> [To be done]
Show all lines from the data that include the word "styles".

** BEGIN **

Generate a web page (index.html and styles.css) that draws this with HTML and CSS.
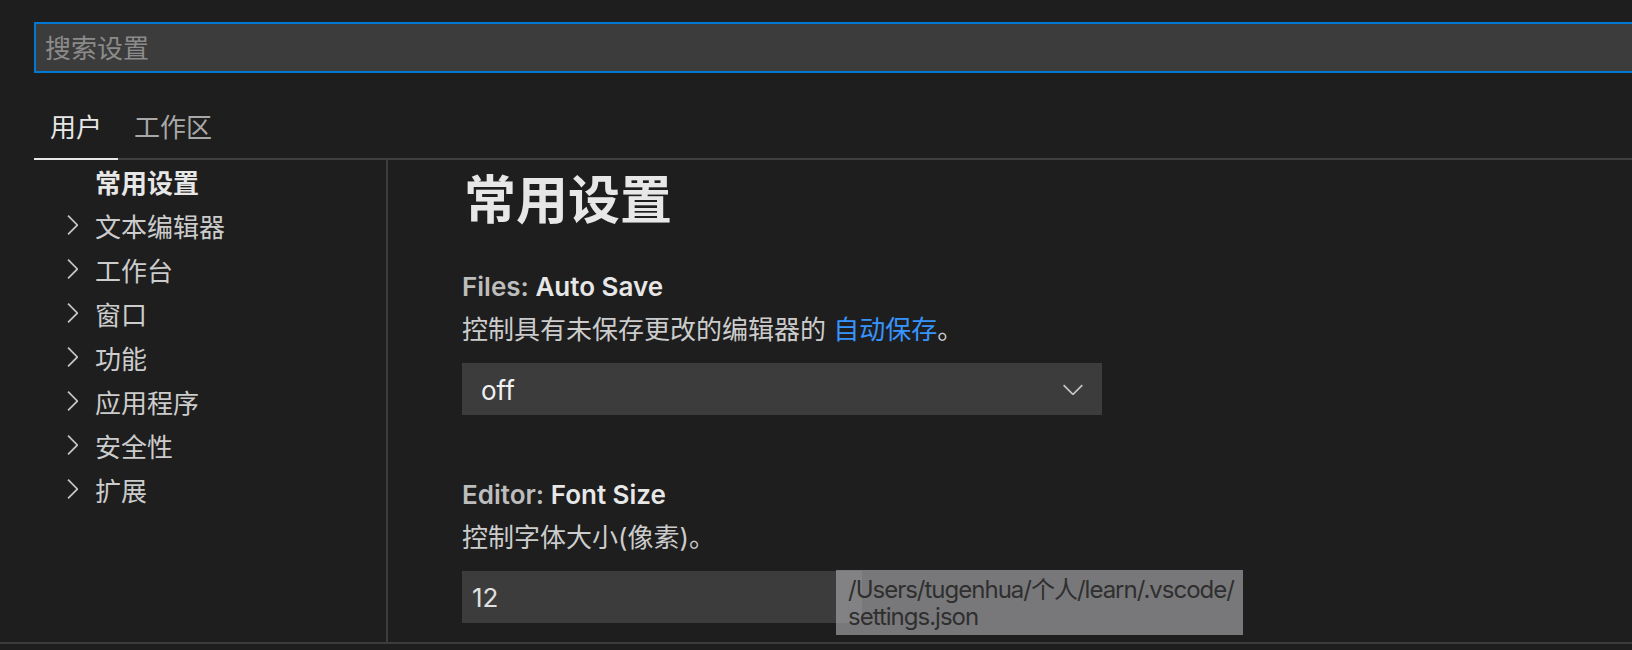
FILE: index.html
```html
<!DOCTYPE html>
<html lang="zh-CN">
<head>
<meta charset="utf-8">
<title>设置</title>
<link rel="stylesheet" href="styles.css">
</head>
<body>
<div class="settings">
  <header class="header">
    <div class="search"><span class="placeholder">搜索设置</span></div>
    <div class="tabs">
      <div class="tab active">用户</div>
      <div class="tab">工作区</div>
    </div>
  </header>
  <div class="body">
    <nav class="toc">
      <div class="toc-row current"><span class="label">常用设置</span></div>
      <div class="toc-row"><svg class="chev" viewBox="0 0 16 16"><path d="M10.072 8.024L5.715 3.667l.618-.62L11 7.716v.618L6.333 13l-.618-.619 4.357-4.357z"/></svg><span class="label">文本编辑器</span></div>
      <div class="toc-row"><svg class="chev" viewBox="0 0 16 16"><path d="M10.072 8.024L5.715 3.667l.618-.62L11 7.716v.618L6.333 13l-.618-.619 4.357-4.357z"/></svg><span class="label">工作台</span></div>
      <div class="toc-row"><svg class="chev" viewBox="0 0 16 16"><path d="M10.072 8.024L5.715 3.667l.618-.62L11 7.716v.618L6.333 13l-.618-.619 4.357-4.357z"/></svg><span class="label">窗口</span></div>
      <div class="toc-row"><svg class="chev" viewBox="0 0 16 16"><path d="M10.072 8.024L5.715 3.667l.618-.62L11 7.716v.618L6.333 13l-.618-.619 4.357-4.357z"/></svg><span class="label">功能</span></div>
      <div class="toc-row"><svg class="chev" viewBox="0 0 16 16"><path d="M10.072 8.024L5.715 3.667l.618-.62L11 7.716v.618L6.333 13l-.618-.619 4.357-4.357z"/></svg><span class="label">应用程序</span></div>
      <div class="toc-row"><svg class="chev" viewBox="0 0 16 16"><path d="M10.072 8.024L5.715 3.667l.618-.62L11 7.716v.618L6.333 13l-.618-.619 4.357-4.357z"/></svg><span class="label">安全性</span></div>
      <div class="toc-row"><svg class="chev" viewBox="0 0 16 16"><path d="M10.072 8.024L5.715 3.667l.618-.62L11 7.716v.618L6.333 13l-.618-.619 4.357-4.357z"/></svg><span class="label">扩展</span></div>
    </nav>
    <main class="content">
      <h1 class="group-title">常用设置</h1>
      <section class="setting">
        <div class="setting-title"><span class="category">Files: </span><span class="name">Auto Save</span></div>
        <div class="setting-desc">控制具有未保存更改的编辑器的 <a class="link">自动保存</a>。</div>
        <div class="select">
          <span class="select-value">off</span>
          <svg class="select-chev" viewBox="0 0 16 16"><path d="M7.976 10.072l4.357-4.357.62.618L8.284 11h-.618L3 6.333l.619-.618 4.357 4.357z"/></svg>
        </div>
      </section>
      <section class="setting second">
        <div class="setting-title"><span class="category">Editor: </span><span class="name">Font Size</span></div>
        <div class="setting-desc">控制字体大小(像素)。</div>
        <div class="input">12</div>
      </section>
    </main>
  </div>
  <div class="panel-border"></div>
  <div class="tooltip">/Users/tugenhua/个人/learn/.vscode/<br>settings.json</div>
</div>
</body>
</html>
```

FILE: styles.css
```css
html, body {
  margin: 0;
  padding: 0;
  width: 1632px;
  height: 650px;
  overflow: hidden;
  background: #1e1e1e;
}

.settings {
  position: relative;
  width: 1632px;
  height: 650px;
  overflow: hidden;
  font-family: Inter, "Noto Sans CJK SC", sans-serif;
  color: #cccccc;
}

.header {
  padding: 22px 0 0 34px;
}

.search {
  box-sizing: border-box;
  height: 51px;
  margin-right: -40px;
  border: 2px solid #0078d4;
  background: #3c3c3c;
  display: flex;
  align-items: center;
  padding-left: 9px;
}

.placeholder {
  font-size: 26px;
  line-height: 36px;
  color: #8b8b8b;
  position: relative;
  top: 1px;
}

.tabs {
  display: flex;
  padding-top: 37px;
  border-bottom: 2px solid #404040;
}

.tab {
  font-size: 26px;
  line-height: 36px;
  padding: 0 16px 12px 16px;
  color: #a8a8a8;
}

.tab.active {
  color: #e7e7e7;
  border-bottom: 2px solid #e7e7e7;
  margin-bottom: -2px;
  padding-bottom: 12px;
}

.body {
  display: flex;
  margin-left: 34px;
  height: 482px;
}

.toc {
  box-sizing: border-box;
  width: 354px;
  border-right: 2px solid #3c3c3c;
  padding-top: 0;
}

.toc-row {
  box-sizing: border-box;
  display: flex;
  align-items: center;
  height: 44px;
  padding-left: 22px;
  padding-bottom: 2px;
  font-size: 26px;
  color: #cccccc;
}

.toc-row.current {
  padding-left: 61px;
  font-weight: 700;
  color: #e7e7e7;
}

.chev {
  width: 32px;
  height: 32px;
  margin-right: 7px;
  fill: #c5c5c5;
  flex: none;
}

.content {
  flex: 1;
  padding-left: 74px;
}

.group-title {
  margin: 9px 0 36px 0;
  font-size: 52px;
  line-height: 64px;
  font-weight: 700;
  color: #e7e7e7;
  position: relative;
  left: 2px;
}

.setting-title {
  font-size: 26px;
  line-height: 36px;
  font-weight: 600;
}

.category {
  color: #bdbdbd;
}

.name {
  color: #e7e7e7;
}

.setting-desc {
  margin-top: 7px;
  font-size: 26px;
  line-height: 36px;
  color: #cccccc;
}

.link {
  color: #3794ff;
}

.select {
  box-sizing: border-box;
  margin-top: 15px;
  width: 640px;
  height: 52px;
  background: #3c3c3c;
  display: flex;
  align-items: center;
  justify-content: space-between;
  padding: 0 13px 0 19px;
}

.select-value {
  font-size: 26px;
  color: #f0f0f0;
  position: relative;
  top: 1px;
}

.select-chev {
  width: 32px;
  height: 32px;
  fill: #c5c5c5;
}

.setting.second {
  margin-top: 62px;
}

.input {
  box-sizing: border-box;
  margin-top: 15px;
  width: 400px;
  height: 52px;
  background: #3c3c3c;
  display: flex;
  align-items: center;
  padding-left: 10px;
  font-size: 26px;
  color: #e0e0e0;
}

.panel-border {
  height: 2px;
  background: #3c3c3c;
}

.tooltip {
  position: absolute;
  left: 836px;
  top: 570px;
  box-sizing: border-box;
  width: 407px;
  height: 65px;
  padding: 6px 0 0 12px;
  background: rgba(166, 165, 168, 0.67);
  color: #2f2f2f;
  font-size: 24px;
  line-height: 27px;
  letter-spacing: -1px;
  white-space: nowrap;
}
```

** END **

> [Complete answer]
Generate a web page (index.html and styles.css) that draws this with HTML and CSS.
<link rel="stylesheet" href="styles.css">
FILE: styles.css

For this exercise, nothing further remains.